I could write a lot about the testing and the loss of everything else in schools, but so much has already been written on that topic. What I want to talk about is what the librarian, who is also the IB coordinator for the school, and the two teachers who spoke had to say. Because this is what we all want for our kids. What IB brings to a school is what schools should be. And I truly hope that after these three schools successfully become IB schools other schools in the corporation will apply as well, including the middle and high schools.

So, IB. To start, the librarian explained that teachers are used to thinking about standards: what state standards do we need to teach? With IB, they are linking those standards (content) to concepts, which can be applied more broadly.

There are 6 IB transdisciplinary themes that are explored throughout the year: Who We Are, Where We Are In Place and Time, How We Express Ourselves, How the World Works, How We Organize Ourselves, Sharing the Planet. Unit ideas within those need to open the door to inquiry. The topics can't use proper nouns, so they looked at state standards and then broadened the themes to apply anywhere in the world.

For example, the American Revolution is one of the state standards and a unit every school in the district does in 5th grade. The teachers thought this would be a good unit for the theme of How We Express Ourselves. So, what is the American Revolution about? What connections does it have? Revolution--> change--> "throughout time, people have expressed differing beliefs, values, and ideas which have caused change". Hmm... That really gets me thinking--Arab Spring, Russian Revolution, Tiananmen Square, dozens of other uprisings and revolutions.

In Kindergarten, there is a fall unit, Harvest Time, where they learn about where foods come from, how foods are produced and distributed, and seasonal harvests, local and global. In Kindergarten. They are touching on science, social studies, art, math, literacy... a lot of different subjects are being informed by the theme.

Steps to building the units include introducing the central idea, developing possible engagements (all teachers don't have to teach exactly the same way, so they can follow the lead of what their students are most engaged in; the teachers come up with different ways to teach the same material and can 'switch it up'), and then assessing the unit. And, part of assessing the unit afterward, the teachers look at how the students engaged in inquiry. Did students ask questions that led to new knowledge? Did they share their knowledge (maybe mom emailed the teacher to comment that their child was telling them all about where pizza ingredients came from)?

With IB, the teachers work as a grade-level team to create these units of inquiry, but they also work vertically within the school so what students learn at one grade level might get built on in the next.

In sixth grade, students learn about Ancient Greece. They've always learned about the Greeks. With IB, the unit has become "What's Old is New Again", under the transdisciplinary theme of "Where We Are in Place and Time". Greeks--> broad scope of politics, art, commerce, culture, philosophy, education, etc. Ancient civilizations--> how do they connect to today?

The students learn about a topic with the Greeks, then they apply that same idea to another ancient civilization and to modern American society.

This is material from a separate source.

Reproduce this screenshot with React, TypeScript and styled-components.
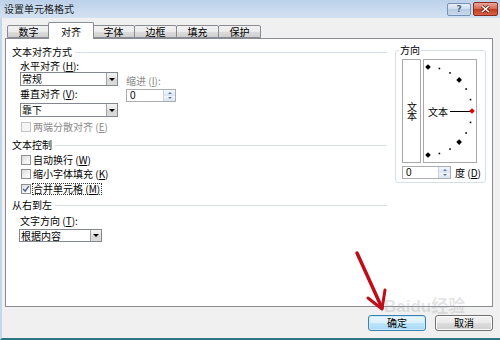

The 6th grade teacher talking about the unit shared a lot of the neat activities the students have been doing; I didn't write them all down. One in particular was types of government: monarchies, oligarchies, tyrannies, republics, democracies. They were astounded to learn that we have a representative democracy and really thought about why a true democracy would not work in a nation of several hundred million people. The point was that instead of just learning about the Ancient Greeks, they look at why the kids need to learn about them.

A second grade teacher shared a few of the units they have developed. They used to learn about the life cycle of an insect. Now, that has been expanded to all sorts of cycles: life cycles of bats, chickens, trees, phases of the moon. The kids are seeing cycles in everything!

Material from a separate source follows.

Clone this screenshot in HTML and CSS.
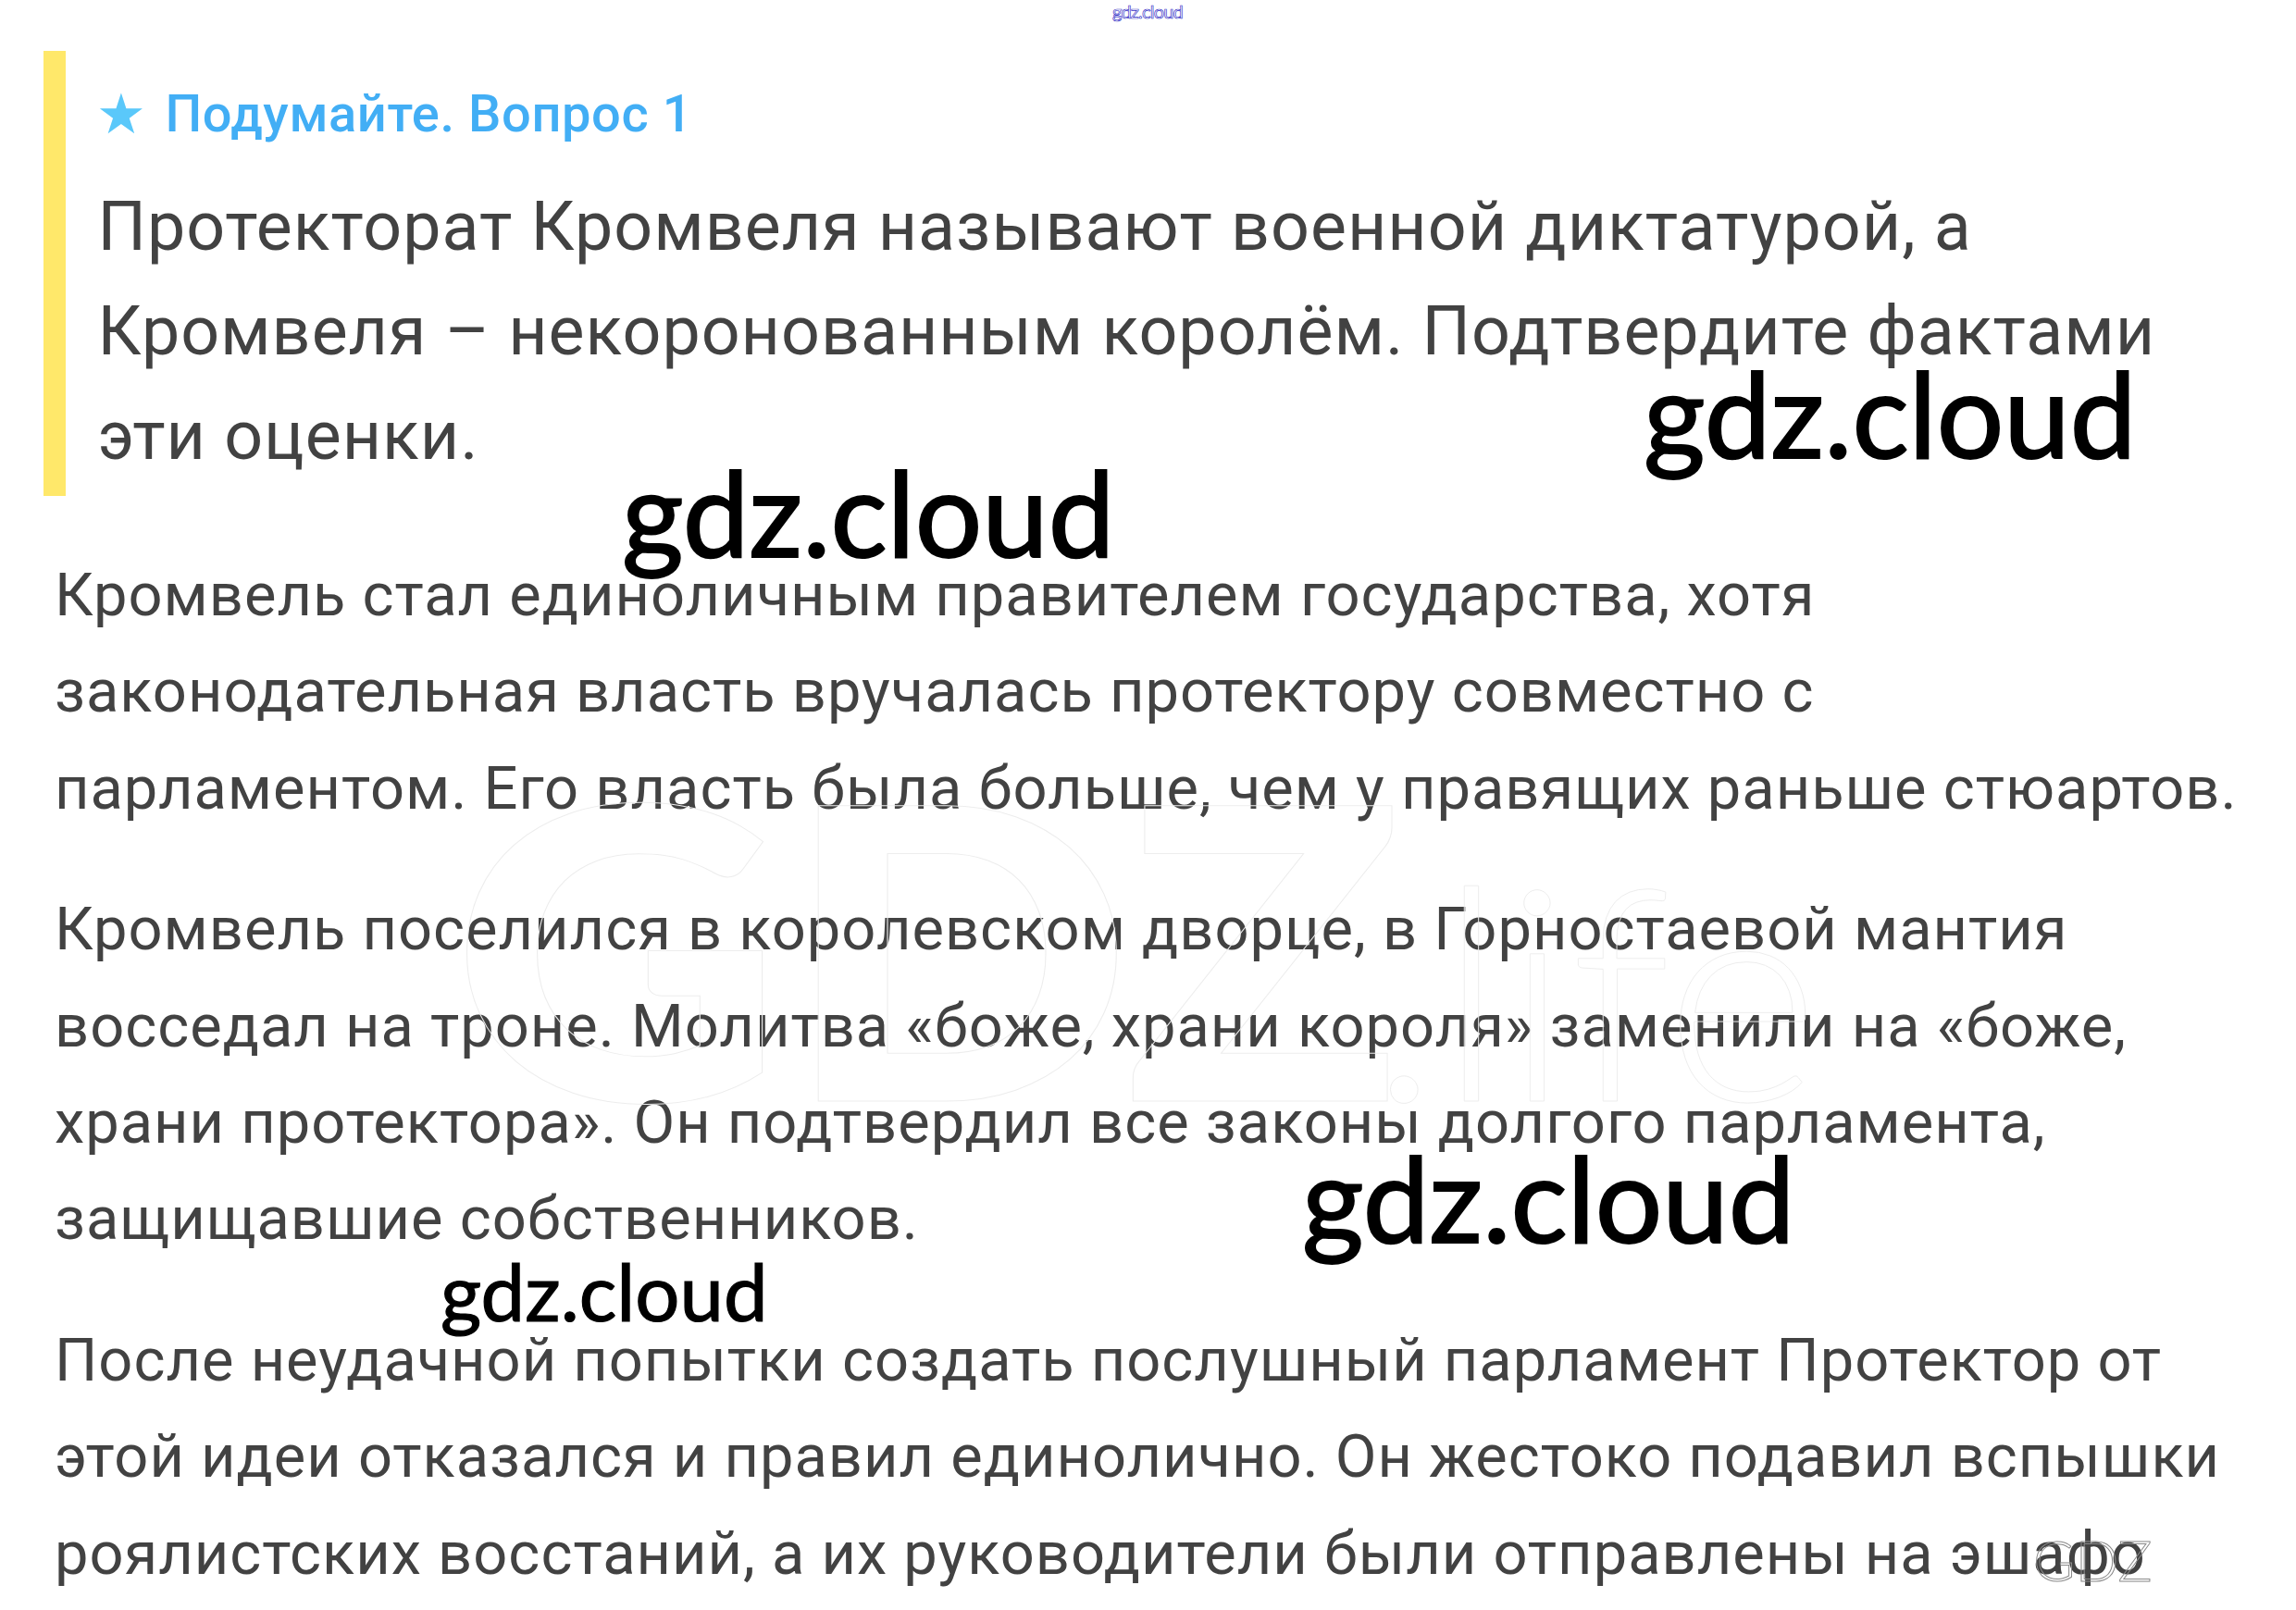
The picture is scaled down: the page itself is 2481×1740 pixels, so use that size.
FILE: index.html
```html
<!DOCTYPE html>
<html lang="ru">
<head>
<meta charset="utf-8">
<title>Подумайте. Вопрос 1</title>
<link rel="stylesheet" href="styles.css">
</head>
<body>
<main class="page">
  <div class="mark-top">gdz.cloud</div>
  <section class="question">
    <h2 class="q-title"><span class="star">★</span><span>Подумайте. Вопрос 1</span></h2>
    <p class="q-text">Протекторат Кромвеля называют военной диктатурой, а<br>Кромвеля – некоронованным королём. Подтвердите фактами<br>эти оценки.</p>
  </section>
  <article class="answer">
    <p>Кромвель стал единоличным правителем государства, хотя<br>законодательная власть вручалась протектору совместно с<br>парламентом. Его власть была больше, чем у правящих раньше стюартов.</p>
    <p>Кромвель поселился в королевском дворце, в Горностаевой мантия<br>восседал на троне. Молитва «боже, храни короля» заменили на «боже,<br>храни протектора». Он подтвердил все законы долгого парламента,<br>защищавшие собственников.</p>
    <p>После неудачной попытки создать послушный парламент Протектор от<br>этой идеи отказался и правил единолично. Он жестоко подавил вспышки<br>роялистских восстаний, а их руководители были отправлены на эшафо</p>
  </article>
  <div class="ghost ghost-big"><span class="ghost-heavy">GDZ</span><span class="ghost-light">.life</span></div>
  <div class="ghost ghost-small">GDZ</div>
  <div class="mark mark-1">gdz.cloud</div>
  <div class="mark mark-2">gdz.cloud</div>
  <div class="mark mark-3">gdz.cloud</div>
  <div class="mark mark-4">gdz.cloud</div>
</main>
</body>
</html>
```
FILE: styles.css
```css
html, body { margin: 0; padding: 0; background: #fff; }
.page {
  position: relative;
  width: 2481px;
  height: 1740px;
  overflow: hidden;
  font-family: Roboto, "Liberation Sans", sans-serif;
  color: #424242;
}
.question {
  margin: 55px 0 0 47px;
  height: 481px;
  box-sizing: border-box;
  border-left: 24px solid #ffe86a;
  padding: 35px 0 0 34.5px;
}
.q-title {
  display: flex;
  align-items: center;
  gap: 20px;
  margin: 0 0 0 -1.5px;
  font-size: 56px;
  line-height: 66px;
  font-weight: 500;
  letter-spacing: 0.6px;
  color: #42aef5;
}
.star { color: #5ac8fa; font-size: 60px; font-family: "DejaVu Sans", sans-serif; }
.q-text {
  margin: 33px 0 0;
  font-size: 73.5px;
  line-height: 113px;
  letter-spacing: 1px;
  white-space: nowrap;
}
.answer { margin: 55px 0 0 59px; }
.answer p {
  margin: 0 0 48.5px;
  font-size: 65px;
  line-height: 104.3px;
  letter-spacing: 1px;
  white-space: nowrap;
}
.mark {
  position: absolute;
  font-family: Lato, sans-serif;
  color: #000;
  font-size: 128px;
  line-height: 1;
  white-space: nowrap;
  -webkit-text-stroke: 2px #000;
}
.mark-1 { left: 1776px; top: 382px; }
.mark-2 { left: 672px; top: 489px; }
.mark-3 { left: 1407px; top: 1230px; }
.mark-4 { left: 476px; top: 1353px; font-size: 85px; -webkit-text-stroke: 1.2px #000; }
.mark-top {
  position: absolute;
  left: 1202px;
  top: 0;
  font-family: Lato, sans-serif;
  font-size: 20px;
  line-height: 24px;
  letter-spacing: -0.8px;
  color: #fff;
  -webkit-text-stroke: 0.7px #3a35c8;
}
.ghost {
  position: absolute;
  font-family: Lato, sans-serif;
  color: transparent;
  white-space: nowrap;
  line-height: 1;
}
.ghost-big {
  left: 488px;
  top: 800px;
  -webkit-text-stroke: 1px #ededed;
}
.ghost-heavy {
  display: inline-block;
  font-size: 440px;
  font-weight: 900;
  transform: scaleX(1.125);
  transform-origin: left;
  margin-right: 78px;
}
.ghost-light { font-size: 320px; font-weight: 300; }
.ghost-small {
  left: 2197px;
  top: 1654px;
  font-size: 62px;
  font-weight: 300;
  -webkit-text-stroke: 1px #8a8a8a;
}
```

They also did a unit on elections. Voting, issues, solutions, platforms: these are all concepts 2nd graders were talking about. They did a voting train, where they learned about the history of the right to vote in our country. The students were given a card describing a type of voter. At the start, only certain voters (white, male, landowners) could get on the voting train. Then different amendments were passed to the Constitution, so more and more people could vote. Each time an amendment was passed, as they went around the room (representing time), new voters could get on the train. At the end, there were a couple students who still couldn't vote. Think about the power of that lesson.

Second graders are already learning a little about the Constitution. And voting and elections. Think about when they get to sixth grade and learn about different political systems! That is part of the vertical synthesis of IB.

Something else that the teachers brought up is that they model as a teacher that they don't always have the answers and how to find them. When students ask questions, they can say they don't know and work with the students to discover the answer. They are teaching kids as young as preschool (because even the preschools have IB units) how to be learners. The kids are learning that it isn't just that some kids are smart and some aren't. They are learning what a good learner looks like. The learner profile and attitudes that encourage learning are always present in the classrooms.

The teachers are engaged in curriculum design. Yes, they still have to teach the state standards and take state tests, but there is real learning going on. The kids are not just learning enough to pass a test; they are being educated. This, the emphasis on learning to think, on social studies and science, on integrating curriculum across subjects, this is what I think all parents want for their kids. From what I have seen, IB is incredibly powerful for students and for teachers. And I truly, truly hope that more and more schools, here and elsewhere, can go on this same journey.